The limitations of earthquake hazard warning technologies
There is no doubt that being able to predict an earthquake reasonably in advance would be of tremendous help in emergency response planning. And it is for this reason that the scientific community is hard at work trying to identify possible signals. To date, however, the only systems that we can rely on are the so-called early warning technologies, which basically consist of a network of seismographs that, working in unison, make it possible to locate the hypocenter and epicenter of an earthquake more or less in real time and to send an alert to the surrounding areas to activate automatic response systems if necessary (e.g., running red lights to stop traffic, ringing the bell in schools to allow students to shelter under their desks, etc.).
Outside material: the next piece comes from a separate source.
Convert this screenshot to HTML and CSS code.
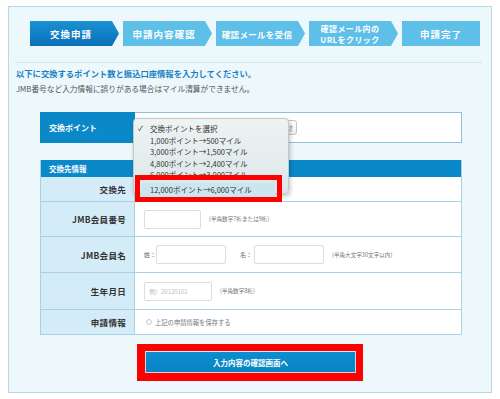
FILE: index.html
```html
<html lang="ja">
<head>
    <meta charset="UTF-8">
    <meta name="viewport" content="width=device-width, initial-scale=1.0">
    <title>マイル交換申請</title>
    <link rel="stylesheet" href="styles.css">
</head>
<body>
    <div class="panel">
        <ol class="steps">
            <li class="step current">交換申請</li>
            <li class="step">申請内容確認</li>
            <li class="step small">確認メールを受信</li>
            <li class="step double">確認メール内の<br>URLをクリック</li>
            <li class="step last">申請完了</li>
        </ol>
        <div class="rule"></div>
        <p class="lead">以下に交換するポイント数と振込口座情報を入力してください。</p>
        <p class="note">JMB番号など入力情報に誤りがある場合はマイル清算ができません。</p>

        <div class="form">
            <div class="point-row">
                <div class="point-label">交換ポイント</div>
                <div class="point-value">
                    <div class="select-box"><span class="select-arrow">&#8693;</span></div>
                </div>
            </div>

            <div class="info">
                <div class="info-head">交換先情報</div>
                <div class="info-row h25">
                    <div class="info-label">交換先</div>
                    <div class="info-value"></div>
                </div>
                <div class="info-row h35">
                    <div class="info-label">JMB会員番号</div>
                    <div class="info-value">
                        <span class="field w57"></span>
                        <span class="hint">(半角数字7桁または9桁)</span>
                    </div>
                </div>
                <div class="info-row h36">
                    <div class="info-label">JMB会員名</div>
                    <div class="info-value">
                        <span class="tag">姓：</span><span class="field w70"></span>
                        <span class="tag gap">名：</span><span class="field w70"></span>
                        <span class="hint">(半角大文字30文字以内)</span>
                    </div>
                </div>
                <div class="info-row h37">
                    <div class="info-label">生年月日</div>
                    <div class="info-value">
                        <span class="field w68 ph">例）20120101</span>
                        <span class="hint">(半角数字8桁)</span>
                    </div>
                </div>
                <div class="info-row h25">
                    <div class="info-label">申請情報</div>
                    <div class="info-value">
                        <span class="radio"></span>
                        <span class="save">上記の申請情報を保存する</span>
                    </div>
                </div>
            </div>
        </div>

        <div class="submit-wrap">
            <div class="submit-mark">
                <button class="submit">入力内容の確認画面へ</button>
            </div>
        </div>
    </div>

    <ul class="dropdown">
        <li class="checked">交換ポイントを選択</li>
        <li>1,000ポイント→500マイル</li>
        <li>3,000ポイント→1,500マイル</li>
        <li>4,800ポイント→2,400マイル</li>
        <li>6,000ポイント→3,000マイル</li>
        <li class="hover">12,000ポイント→6,000マイル</li>
    </ul>
    <div class="mark-box"></div>
</body>
</html>
```

FILE: styles.css
```css
*{
    margin: 0;
    padding: 0;
    box-sizing: border-box;
}
ul, ol{
    list-style: none;
}
body{
    background: #fff;
    font-family: "Noto Sans CJK JP", "Noto Sans", sans-serif;
    color: #444;
    position: relative;
}

.panel{
    margin: 6px 0 0 8px;
    width: 484px;
    border: 1px solid #b9d8e6;
    background: #edf8fc;
    padding: 14px 0 11px 0;
}

/* steps */
.steps{
    display: flex;
    gap: 4px;
    padding-left: 21px;
    height: 25px;
}
.step{
    width: 89px;
    height: 25px;
    padding-right: 7px;
    background: #5ec0e8;
    color: #fff;
    font-weight: bold;
    font-size: 9.5px;
    letter-spacing: 1px;
    display: flex;
    align-items: center;
    justify-content: center;
    text-align: center;
    clip-path: polygon(0 0, calc(100% - 7px) 0, 100% 50%, calc(100% - 7px) 100%, 0 100%);
}
.step.current{
    background: linear-gradient(#1a92d4, #0a6fb6);
}
.step.small{
    font-size: 8.5px;
    letter-spacing: 0.3px;
}
.step.double{
    font-size: 8px;
    line-height: 11px;
    letter-spacing: 0.4px;
}
.step.last{
    width: 78px;
    padding-right: 0;
    clip-path: none;
}

.rule{
    margin: 16px 9px 0 6px;
    height: 1px;
    background: #d3e5ec;
}
.lead{
    margin-top: 2px;
    padding-left: 7px;
    font-size: 8.3px;
    line-height: 16px;
    font-weight: bold;
    color: #1a80c2;
}
.note{
    padding-left: 7px;
    font-size: 7.7px;
    line-height: 16px;
    color: #555;
}

/* form */
.form{
    margin: 15px 0 0 31px;
    width: 422px;
}
.point-row{
    display: flex;
    height: 31px;
}
.point-label{
    width: 95px;
    background: #0a88c8;
    color: #fff;
    font-weight: bold;
    font-size: 8px;
    padding-left: 9px;
    display: flex;
    align-items: center;
}
.point-value{
    flex: 1;
    background: #fff;
    border: 1px solid #8ec2db;
    border-left: 0;
    display: flex;
    align-items: center;
    padding-left: 8px;
}
.select-box{
    width: 154px;
    height: 15px;
    border: 1px solid #c4c4c4;
    border-radius: 3px;
    background: linear-gradient(#fff, #eee);
    display: flex;
    align-items: center;
    justify-content: flex-end;
    padding-right: 3px;
}
.select-arrow{
    font-size: 7px;
    color: #666;
}

.info{
    margin-top: 17px;
    border-right: 1px solid #a9d0e4;
    border-left: 1px solid #a9d0e4;
}
.info-head{
    height: 17px;
    background: #0a88c8;
    color: #fff;
    font-weight: bold;
    font-size: 7.5px;
    padding-left: 8px;
    display: flex;
    align-items: center;
}
.info-row{
    display: flex;
    border-bottom: 1px solid #a9d0e4;
    background: #fff;
}
.h25{ height: 25px; }
.h35{ height: 35px; }
.h36{ height: 36px; }
.h37{ height: 37px; }
.info-label{
    width: 94px;
    background: #d4ebf8;
    border-right: 1px solid #a9d0e4;
    font-weight: bold;
    font-size: 8.5px;
    color: #333;
    letter-spacing: 0.3px;
    display: flex;
    align-items: center;
    justify-content: flex-end;
    padding-right: 8px;
}
.info-value{
    flex: 1;
    display: flex;
    align-items: center;
    padding-left: 9px;
}
.field{
    display: inline-block;
    height: 19px;
    border: 1px solid #ddd;
    border-radius: 2px;
    background: #fff;
}
.w57{ width: 57px; }
.w70{ width: 70px; }
.w68{ width: 68px; }
.field.ph{
    font-size: 6px;
    color: #bbb;
    line-height: 17px;
    padding-left: 4px;
}
.hint{
    margin-left: 8px;
    font-size: 5.6px;
    color: #777;
}
.tag{
    font-size: 6px;
    color: #666;
    width: 12px;
}
.tag.gap{
    margin-left: 14px;
    width: 14px;
}
.radio{
    width: 6px;
    height: 6px;
    border: 1px solid #ccc;
    border-radius: 50%;
    margin: 0 3px 0 2px;
}
.save{
    font-size: 6.3px;
    color: #777;
}

/* submit */
.submit-wrap{
    display: flex;
    justify-content: center;
    margin-top: 9px;
}
.submit-mark{
    background: #f00;
    padding: 7px 7px 8px 8px;
}
.submit{
    display: block;
    width: 211px;
    height: 22px;
    border: 1px solid #c9dbe4;
    border-top-color: #e4eef3;
    background: linear-gradient(#0b8ed0, #0a84c3);
    color: #fff;
    font-family: "Noto Sans CJK JP", sans-serif;
    font-size: 7.5px;
    font-weight: bold;
}

/* opened select list */
.dropdown{
    position: absolute;
    left: 133px;
    top: 118px;
    width: 156px;
    height: 76px;
    padding-top: 4px;
    border: 1px solid #bfc9cb;
    border-radius: 4px;
    background: linear-gradient(#eef3f3, #dbe7e9);
    box-shadow: 1px 2px 4px rgba(0, 0, 0, 0.25);
    font-size: 7.5px;
    color: #333;
}
.dropdown li{
    height: 11.5px;
    line-height: 11.5px;
    padding-left: 16px;
    position: relative;
}
.dropdown li.checked::before{
    content: "\2713";
    position: absolute;
    left: 4px;
    font-size: 7px;
}
.dropdown li.hover{
    margin: 2px 13px 0 7px;
    height: 14px;
    line-height: 14px;
    padding-left: 9px;
    background: #cbe6ef;
}
.mark-box{
    position: absolute;
    left: 135px;
    top: 175px;
    width: 147px;
    height: 27px;
    border: 5px solid #f00;
}
```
This is undoubtedly a very useful and potentially life-saving system, as an Italian study published recently in Nature Communications pointed out, but one with limitations: even in the best of cases, in fact, technologies of this type allow for a warning on the order of ten seconds before the arrival of the shock. A decidedly insufficient amount of time.
Learning from the past
Attempts to improve the forecast time window, however, are not lacking. For several decades, the scientific community has spared no effort to understand the dynamics of seismic phenomena in as much detail as possible, so as to identify signals that would allow them to be predicted as far in advance as possible. At present, there are basically two approaches: the first is statistical, that is, aimed at assessing the probability that a given earthquake of a given magnitude will strike a certain region in a given time interval. Over time, in particular, geologists and seismologists have developed mathematical models, based, among other things, on the analysis of volcanic activity and the trend of time series and which, similarly to what happens in the field of meteorology, allow the development of so-called seismic hazard maps, updated periodically, which contain indications of which regions are most concretely at risk of being the scene of an earthquake. The results appear to be promising: this approach, applied retrospectively to the seismic sequence that struck central Italy in 2016, has made it possible to develop forecasts that are “statistically reliable” with respect to the data actually observed.
In search of seismic precursors
But alongside the mathematical-statistical one, there is also another way. And it is that of the so-called seismic precursors, that is, all the signals (physical, chemical, geological, biological) potentially related to the occurrence of an earthquake: once it is understood what they are, it might be possible, by intercepting them with appropriate advance, to predict the arrival of an earthquake. Among the possible seismic precursors currently being studied by the scientific community are, for example, changes in seismic wave velocity, changes in rock volume, changes in rock electrical resistivity, changes in the geomagnetic field, changes in water level and temperature in deep wells, and even changes in radon gas emissions from the Earth’s crust, at the fault. The rationale for the latter point, in particular, is as follows: radon gas is an element produced by the decay of uranium, naturally occurring in varying amounts in the subsurface and trapped there by the surrounding rocks; therefore, it is thought that the movements (particularly compressions and microfractures) occurring in the hours before the earthquake could provide, in some cases, a kind of “escape route” for radon gas to be released into the atmosphere, leading to an increase in the radon levels recorded in the area.
The path is laid out
At present, it is still too early to establish a certain connection and to make predictions, but the road, studies in hand, seems to be mapped out. Monitoring radon levels is not only important for our health-30 percent of lung cancers, for example, are caused by radon exposure-but it could soon be a new method for predicting the arrival of an earthquake.